I recently saw a great presentation that hammers a lot of sense into the faddish subject of consumer marketing and brand engagement.
It was by Martin Weigel of ad agency Widen & Kennedy. It attacks the rhetoric from much of the marketing industry that exaggerates companies’ abilities to build true ‘relationships’ with consumers, and leads them mistakenly to expect consumers to love them and pledge life-long brand monogamy.
He argues that the concept of ‘brand relationships’ is a misleading metaphor and nothing at all like real human connections. The reality is, most consumers simply don’t care enough about big brands. (The B2B sector is different, with customers less fickle and real human contact often key).

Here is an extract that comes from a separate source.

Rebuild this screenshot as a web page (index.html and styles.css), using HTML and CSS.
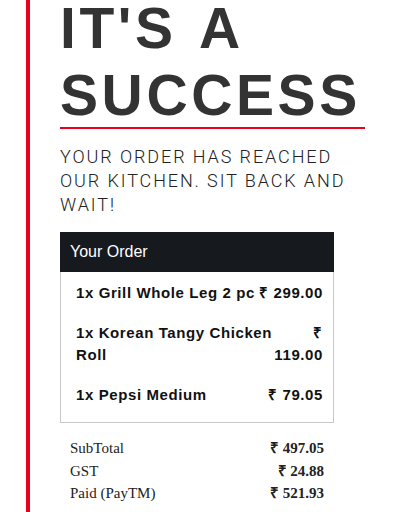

Weigel provides compelling evidence to back up his case:
- 80% of consumers know little or nothing about the brands they buy
- 72% of Pepsi drinkers also drink Coke
- Many more people buy a shampoo brand just once a year than repeatedly
- Most brands think consumers connect with them via social media for ‘engagement’; consumers actually do it to get discounts
- 77% of consumers say they have no relationships with brands
As Wiegel says, “Your consumers are really just someone else’s who occasionally buy you.”
There’s great, down-to-earth sense in most of this – even if I’d argue that the minority of consumers who do exhibit brand loyalty must not be ignored.
But Weigel isn’t telling companies to give up their marketing efforts and go home. His point is to cut through the hype and get a common sense grip on the task in hand.
This, he argues, is much less about nurturing relationships and much more about executing great marketing to get noticed and – vitally – “to overcome indifference”.
It’s well worth reading the entertaining slides from Weigel’s presentation.
What do you think about the place of brand engagement – is it over-hyped or is Weigel wrong? Do these points apply equally to B2B markets, or are relationships and loyalty are more important here?
Relationships count big time in a B2B setting and awareness is just as crucial. Being fixated on consumer brand relationships is definitely a mistake.
Thanks for the comment, Marc. I think that’s right because B2B products and services are often less of a commodity and depend more on professional service and real human interaction to back them up. Legal support is quite different from a can of coke.
So B2B customers do often build relationships which (if they’re good) help make them loyal – although we could debate to what extent the relationship is with the individuals in the company vs with the brand.